*Exercise instructions:*
Transcribe every line exactly. Leave the pictures behind.

*Provided material:*
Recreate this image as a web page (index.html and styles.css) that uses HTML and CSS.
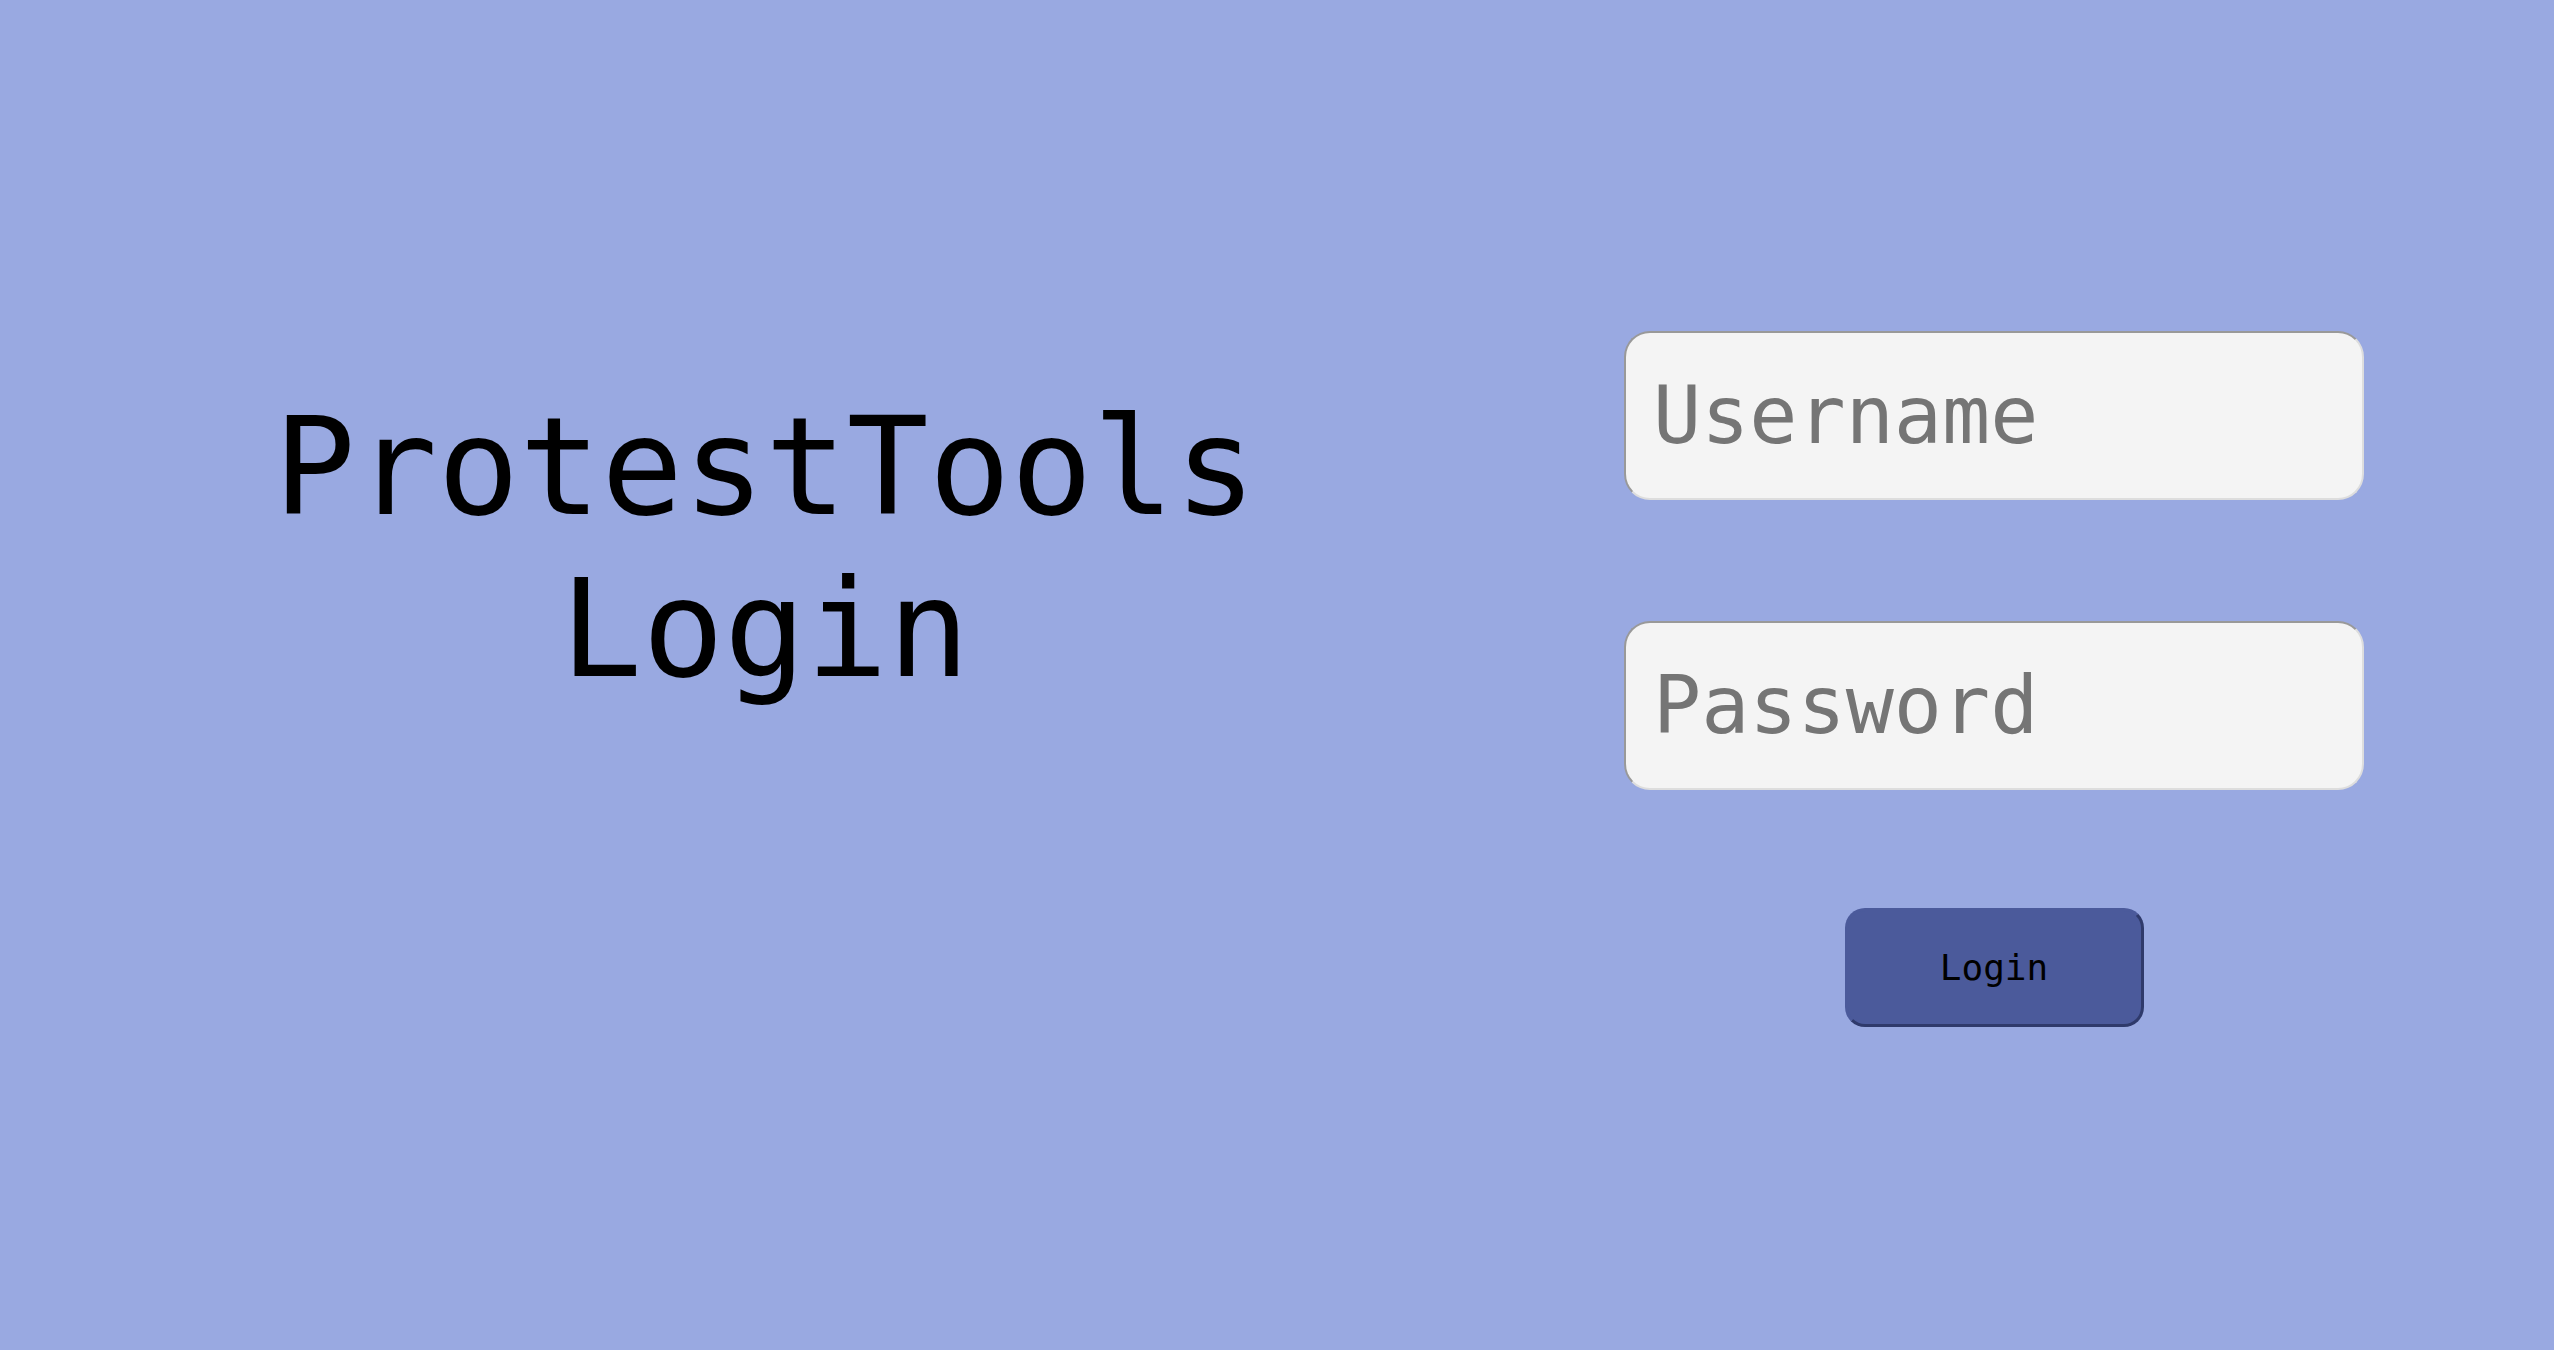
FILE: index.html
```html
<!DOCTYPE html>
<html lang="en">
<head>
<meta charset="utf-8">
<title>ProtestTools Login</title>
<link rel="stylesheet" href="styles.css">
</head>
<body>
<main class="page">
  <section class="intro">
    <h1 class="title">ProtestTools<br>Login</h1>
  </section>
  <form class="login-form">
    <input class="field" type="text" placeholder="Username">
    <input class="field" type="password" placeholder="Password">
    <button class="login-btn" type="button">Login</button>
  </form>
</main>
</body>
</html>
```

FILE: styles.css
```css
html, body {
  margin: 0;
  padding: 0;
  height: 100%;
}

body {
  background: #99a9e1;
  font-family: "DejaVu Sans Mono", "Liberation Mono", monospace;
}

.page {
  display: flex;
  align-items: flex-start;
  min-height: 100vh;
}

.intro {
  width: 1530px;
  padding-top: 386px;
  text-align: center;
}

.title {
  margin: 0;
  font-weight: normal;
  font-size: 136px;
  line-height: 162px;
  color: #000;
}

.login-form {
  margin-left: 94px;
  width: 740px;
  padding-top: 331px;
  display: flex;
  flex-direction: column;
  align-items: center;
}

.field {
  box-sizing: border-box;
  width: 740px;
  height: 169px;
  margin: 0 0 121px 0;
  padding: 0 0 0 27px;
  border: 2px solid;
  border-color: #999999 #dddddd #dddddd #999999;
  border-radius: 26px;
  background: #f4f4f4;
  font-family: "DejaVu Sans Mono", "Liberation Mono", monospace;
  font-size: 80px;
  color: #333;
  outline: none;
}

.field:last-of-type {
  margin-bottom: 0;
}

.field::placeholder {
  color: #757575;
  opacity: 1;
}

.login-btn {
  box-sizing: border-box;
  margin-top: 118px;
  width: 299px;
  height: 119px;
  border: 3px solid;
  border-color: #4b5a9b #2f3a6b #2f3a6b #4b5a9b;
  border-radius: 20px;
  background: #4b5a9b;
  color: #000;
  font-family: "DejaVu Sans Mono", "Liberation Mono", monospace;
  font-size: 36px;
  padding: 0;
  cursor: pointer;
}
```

*Final result:*
Recreate this image as a web page (index.html and styles.css) that uses HTML and CSS.
FILE: index.html
```html
<!DOCTYPE html>
<html lang="en">
<head>
<meta charset="utf-8">
<title>ProtestTools Login</title>
<link rel="stylesheet" href="styles.css">
</head>
<body>
<main class="page">
  <section class="intro">
    <h1 class="title">ProtestTools<br>Login</h1>
  </section>
  <form class="login-form">
    <input class="field" type="text" placeholder="Username">
    <input class="field" type="password" placeholder="Password">
    <button class="login-btn" type="button">Login</button>
  </form>
</main>
</body>
</html>
```

FILE: styles.css
```css
html, body {
  margin: 0;
  padding: 0;
  height: 100%;
}

body {
  background: #99a9e1;
  font-family: "DejaVu Sans Mono", "Liberation Mono", monospace;
}

.page {
  display: flex;
  align-items: flex-start;
  min-height: 100vh;
}

.intro {
  width: 1530px;
  padding-top: 386px;
  text-align: center;
}

.title {
  margin: 0;
  font-weight: normal;
  font-size: 136px;
  line-height: 162px;
  color: #000;
}

.login-form {
  margin-left: 94px;
  width: 740px;
  padding-top: 331px;
  display: flex;
  flex-direction: column;
  align-items: center;
}

.field {
  box-sizing: border-box;
  width: 740px;
  height: 169px;
  margin: 0 0 121px 0;
  padding: 0 0 0 27px;
  border: 2px solid;
  border-color: #999999 #dddddd #dddddd #999999;
  border-radius: 26px;
  background: #f4f4f4;
  font-family: "DejaVu Sans Mono", "Liberation Mono", monospace;
  font-size: 80px;
  color: #333;
  outline: none;
}

.field:last-of-type {
  margin-bottom: 0;
}

.field::placeholder {
  color: #757575;
  opacity: 1;
}

.login-btn {
  box-sizing: border-box;
  margin-top: 118px;
  width: 299px;
  height: 119px;
  border: 3px solid;
  border-color: #4b5a9b #2f3a6b #2f3a6b #4b5a9b;
  border-radius: 20px;
  background: #4b5a9b;
  color: #000;
  font-family: "DejaVu Sans Mono", "Liberation Mono", monospace;
  font-size: 36px;
  padding: 0;
  cursor: pointer;
}
```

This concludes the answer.